Line chart of Share price (HK$) showing Country Garden shares fall to new lows on liquidity concerns

Until recently Country Garden was seen as a safer prospect than many of its highly leveraged peers. Its battle to survive is a crucial test of the health of China’s property sector, and Beijing’s policies towards it, as homebuyer confidence dips.

“Two weeks ago, the government insisted that it was going to support the property sector and that simply isn’t happening,” said Dickie Wong, head of research at Hong Kong-based Kingston Securities. “The next 30 days are going to be really critical for Country Garden.”

The Chinese government has so far stopped short of bailing out any of the country’s developers, dozens of which have defaulted since the failure of Evergrande in 2021, and focused instead on the completion of residential properties.

Beijing launched a deleveraging campaign in 2020 which was designed to cool overheating house prices but limited access to credit at private homebuilders, who typically sell residential apartments before they are completed and rely on the rapid circulation of cash.

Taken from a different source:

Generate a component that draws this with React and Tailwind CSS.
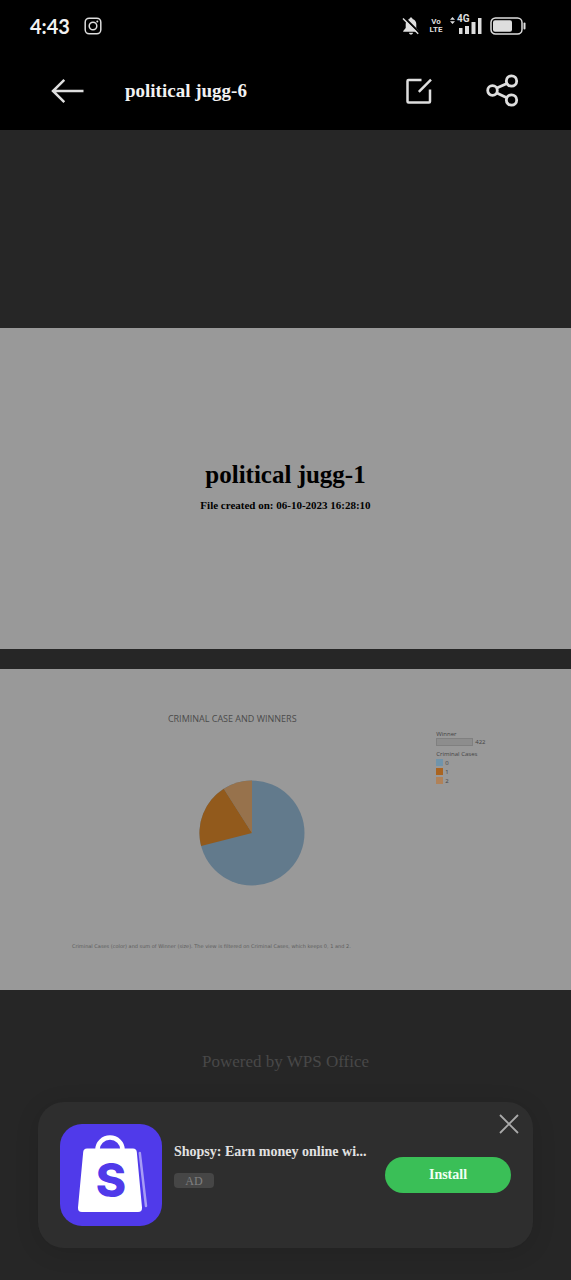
const serif = "font-['Liberation_Serif',serif]";

function StatusBar() {
  return (
    <div className="flex h-[51px] items-center justify-between pr-[45px] pl-[30px] text-[#dedede]">
      <div className="flex items-center gap-3.5">
        <span className="font-['Lato',sans-serif] text-xl leading-6 font-bold text-[#f2f2f2]">4:43</span>
        <svg viewBox="0 0 18 18" className="size-[18px]" fill="none" stroke="currentColor" strokeWidth="1.5" aria-label="Instagram">
          <rect x="1.2" y="1.2" width="15.6" height="15.6" rx="4" />
          <circle cx="9" cy="9" r="3.8" />
          <circle cx="13.3" cy="4.6" r="1" fill="currentColor" stroke="none" />
        </svg>
      </div>
      <div className="flex items-center">
        <svg viewBox="0 0 18 18" className="size-[18px]" fill="currentColor" aria-label="Silent">
          <path d="M9 0.5c.9 0 1.5.6 1.5 1.4C13 2.6 14.300 4.600 14.300 7v4l2.500 3v.8H1.200V14l2.500-3V7c0-2.400 1.300-4.400 3.800-5.100C7.500 1.100 8.100.5 9 .5zM7 15.800h4c0 1-.9 1.800-2 1.800s-2-.8-2-1.800z" />
          <path d="M2.300 .6 17 15.300" stroke="#000" strokeWidth="2.200" />
          <path d="M1 1.500 16.200 16.700" stroke="currentColor" strokeWidth="1.500" />
        </svg>
        <div className="ml-2.5 flex w-3 flex-col items-center font-['Roboto',sans-serif] text-[8px] leading-2 font-bold">
          <span>Vo</span>
          <span>LTE</span>
        </div>
        <div className="relative ml-2 h-[18px] w-8">
          <svg viewBox="0 0 32 18" className="h-[18px] w-8" fill="currentColor" aria-label="Signal">
            <path d="M2.500 0 5 2.800H0zM2.500 7 0 4.200h5z" />
            <rect x="9" y="11" width="3.500" height="6" />
            <rect x="15" y="9" width="4" height="8" />
            <rect x="21.500" y="5" width="4" height="12" />
            <rect x="28" y="1" width="3.500" height="16" />
          </svg>
          <span className="absolute -top-1 left-[7px] bg-black font-['Roboto',sans-serif] text-[10px] leading-3 font-bold">4G</span>
        </div>
        <svg viewBox="0 0 36 18" className="ml-2 h-[18px] w-9" fill="none" stroke="currentColor" strokeWidth="1.500" aria-label="Battery">
          <rect x="1" y="1" width="31" height="16" rx="4.500" />
          <rect x="3" y="3.200" width="19" height="11.600" rx="2" fill="currentColor" stroke="none" />
          <path d="M34.500 6.500v5" strokeWidth="2" strokeLinecap="round" />
        </svg>
      </div>
    </div>
  );
}

function Toolbar() {
  return (
    <header className="flex h-[79px] items-center pr-[52px] pl-[51px] text-[#dedede]">
      <button type="button" aria-label="Back">
        <svg viewBox="0 0 33 26" className="h-[26px] w-[33px]" fill="none" stroke="currentColor" strokeWidth="2.500">
          <path d="M32.500 13H2M13.300 1.800 2 13l11.300 11.200" />
        </svg>
      </button>
      <h1 className={`${serif} ml-[41px] flex-1 text-[19px] leading-6 font-bold text-[#f2f2f2]`}>political jugg-6</h1>
      <button type="button" aria-label="Edit">
        <svg viewBox="0 0 26 26" className="size-[26px]" fill="none" stroke="currentColor" strokeWidth="2.500" strokeLinejoin="round">
          <path d="M15.500 2H2.500Q1.500 2 1.500 3v20.500q0 1 1 1h20.500q1 0 1-1V11.500" />
          <path d="M12.800 13.800 25 1.600" />
        </svg>
      </button>
      <button type="button" aria-label="Share" className="ml-[54px]">
        <svg viewBox="0 0 33 33" className="size-[33px]" fill="none" stroke="currentColor" strokeWidth="2.800">
          <circle cx="6.500" cy="16.500" r="4.800" />
          <circle cx="25.500" cy="7" r="5.200" />
          <circle cx="25.500" cy="26" r="5.200" />
          <path d="M10.800 14 21 9.500M10.800 19l10 4.800" />
        </svg>
      </button>
    </header>
  );
}

function Legend() {
  return (
    <aside className="pt-[61px] font-['Open_Sans',sans-serif] text-[6px] leading-2 text-[#444]">
      <p>Winner</p>
      <p className="flex items-center gap-0.5">
        <span className="h-2 w-[37px] border border-[#808080] bg-[#8d8d8d]" />
        422
      </p>
      <p className="mt-1">Criminal Cases</p>
      <ul>
        <li className="flex h-[9px] items-center gap-0.5"><span className="size-[7px] bg-[#7094ab]" />0</li>
        <li className="flex h-[9px] items-center gap-0.5"><span className="size-[7px] bg-[#aa6420]" />1</li>
        <li className="flex h-[9px] items-center gap-0.5"><span className="size-[7px] bg-[#b08259]" />2</li>
      </ul>
    </aside>
  );
}

function ChartPage() {
  return (
    <section className="flex aspect-video w-full bg-[#999] pl-[12.600%]">
      <div className="flex w-[73%] flex-col">
        <div className="flex w-[88%] flex-col items-center pt-11">
          <h3 className="font-['Open_Sans',sans-serif] text-[9px] leading-3 whitespace-nowrap text-[#4b4b4b]">CRIMINAL CASE AND WINNERS</h3>
          <svg viewBox="0 0 106 106" className="mt-[55px] ml-10 size-[106px]" role="img" aria-label="Criminal case and winners">
            <circle cx="53" cy="53" r="52.500" fill="#627a8c" />
            <path d="M53 53 2.100 66A52.500 52.500 0 0 1 24.800 8.700Z" fill="#925a1c" />
            <path d="M53 53 24.800 8.700A52.500 52.500 0 0 1 53 .5Z" fill="#97724c" />
          </svg>
        </div>
        <p className="mt-14 font-['DejaVu_Sans',sans-serif] text-[5px] leading-2 whitespace-nowrap text-[#5c5c5c]">
          Criminal Cases (color) and sum of Winner (size). The view is filtered on Criminal Cases, which keeps 0, 1 and 2.
        </p>
      </div>
      <Legend />
    </section>
  );
}

function AdCard() {
  return (
    <aside className="relative mx-[38px] flex rounded-[26px] bg-[#2e2e2e] p-[22px] shadow-[0_4px_24px_rgba(0,0,0,0.12)]">
      <svg viewBox="0 0 102 102" className="size-[102px] shrink-0" role="img" aria-label="Shopsy">
        <rect width="102" height="102" rx="22" fill="#503aea" />
        <path d="M37.500 27v-1.500a12.500 12 0 0 1 25 0V27" fill="none" stroke="#fff" strokeWidth="4.500" />
        <path d="M27 24.500h46q3.500 0 3.800 3.500L82 83.500q.3 4.500-4 4.500H22q-4.300 0-4-4.500L23.200 28q.3-3.500 3.800-3.500Z" fill="#fff" />
        <path d="m79.800 29 6.200 53" fill="none" stroke="#a79cf5" strokeWidth="2.500" strokeLinecap="round" />
        <text x="51" y="73" textAnchor="middle" fill="#503aea" className="font-['Inter',sans-serif] text-[46px] font-extrabold">S</text>
      </svg>
      <div className="ml-3 min-w-0 flex-1 pt-4">
        <p className={`${serif} text-sm leading-6 font-bold whitespace-nowrap text-[#e2e2e2]`}>Shopsy: Earn money online wi...</p>
        <span className={`${serif} mt-[9px] flex h-[15px] w-10 items-center justify-center rounded bg-[#464646] text-xs text-[#808080]`}>AD</span>
      </div>
      <button type="button" className={`${serif} mt-[33px] ml-3 h-9 w-[126px] shrink-0 rounded-full bg-[#3abf57] text-sm font-bold text-[#f0fff3]`}>Install</button>
      <button type="button" aria-label="Close ad" className="absolute top-3 right-3.5 text-[#aaa]">
        <svg viewBox="0 0 20 20" className="size-5" fill="none" stroke="currentColor" strokeWidth="1.800">
          <path d="m1 1 18 18M19 1 1 19" />
        </svg>
      </button>
    </aside>
  );
}

export default function App() {
  return (
    <div className="min-h-screen bg-[#262626]">
      <div className="bg-black">
        <StatusBar />
        <Toolbar />
      </div>
      <main className="pt-[198px]">
        <section className={`${serif} flex aspect-video w-full flex-col items-center justify-center bg-[#999] pb-2 text-black`}>
          <h2 className="text-[25px] leading-9 font-bold">political jugg-1</h2>
          <p className="mt-1 text-[11px] leading-4 font-bold">File created on: 06-10-2023 16:28:10</p>
        </section>
        <div className="h-5" />
        <ChartPage />
        <p className={`${serif} pt-[60px] pb-7 text-center text-[17px] leading-6 text-[#484848]`}>Powered by WPS Office</p>
        <AdCard />
      </main>
    </div>
  );
}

Evergrande, the world’s most indebted developer, last month disclosed losses of $81bn over 2021 and 2022, revealing the scale of the debt crisis at the company, which is going through an opaque restructuring process.

Country Garden on Friday said it would “spare no effort in self-rescue” as it disclosed expected losses of Rmb45bn-55bn ($6.2bn-$7.6bn) for the first half of the year. From January to July, its sales were Rmb140.8bn, down 61 per cent compared with the same period in 2021 before a sector-wide cash crunch took hold.

China’s wider CSI 300 index of Shanghai- and Shenzhen-listed stocks fell 1.3 per cent in early trading on Monday.

“You can see the shares tumbling and all they can do at the moment is stop trading to try and stabilise sentiment,” said Wong.